Does it all sound a bit familiar? It should. This new wave of shared transportation solutions looks on the surface to be far removed and evolved from the cars and conspiracies that predate them, but they offer the exact same promise of freedom and reality of control. The history of transportation is often portrayed as a battle between private and public transit vehicles and systems, pitting cars, buses, trains, planes and automata against one another, but these are just embodiments of differing needs- spatial and temporal autonomy- and the inability of existing thought and technology to consider and satisfy both. Vehicles are agents of transmission (Merriam-Webster, 2016,) and acts of mobility are initiated by people. It should stand to reason, then, that the causes and effects of the past and futures of mobility are fundamentally social, manifested in physical changes to vehicles, places and societies.

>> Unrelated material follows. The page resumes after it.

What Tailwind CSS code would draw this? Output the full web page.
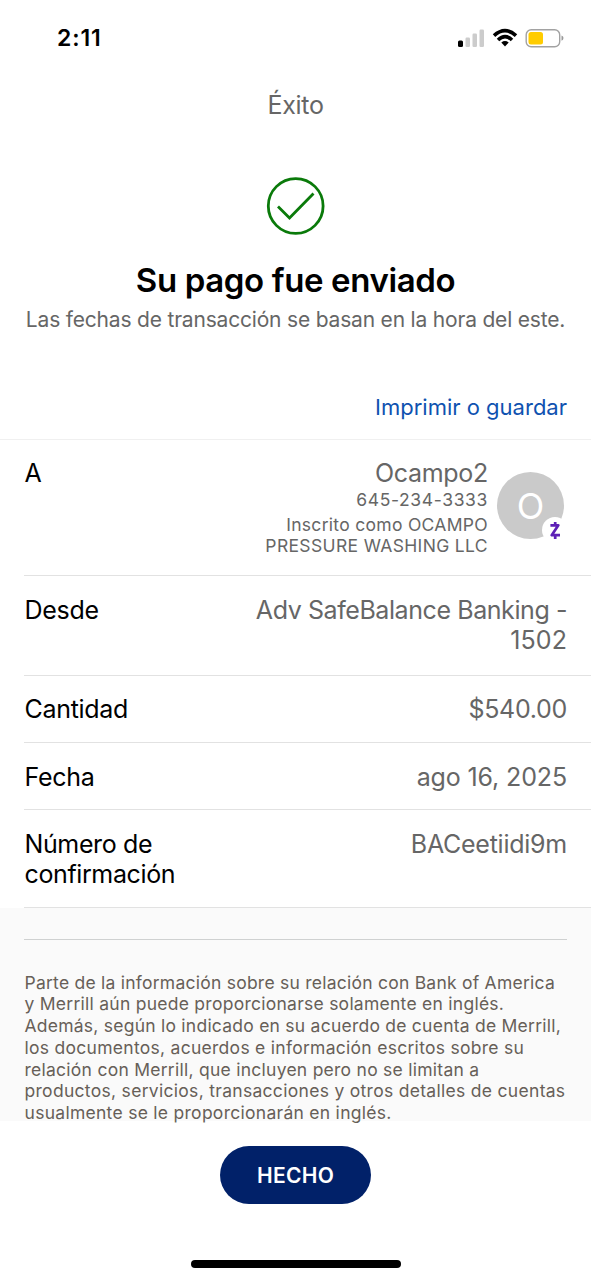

Visions of automated cars, shared transportation and buses fall short because they continue to think of this dichotomy as physical rather than sociocultural. History has shown that any technology (physical or not) that claims to put physical automobility (the ability to freely travel privately) within equitable reach is ignoring the geometric reality of where people want to go (Walker, 2012.)

Yet could we ever have a transportation modal system that enables both autonomies? The answer ought not to be no, but not yet.

The crux is that these are all visions of where people want to go, and how they might get there. They seem seldom interested in why.

They are not wrong, just incomplete.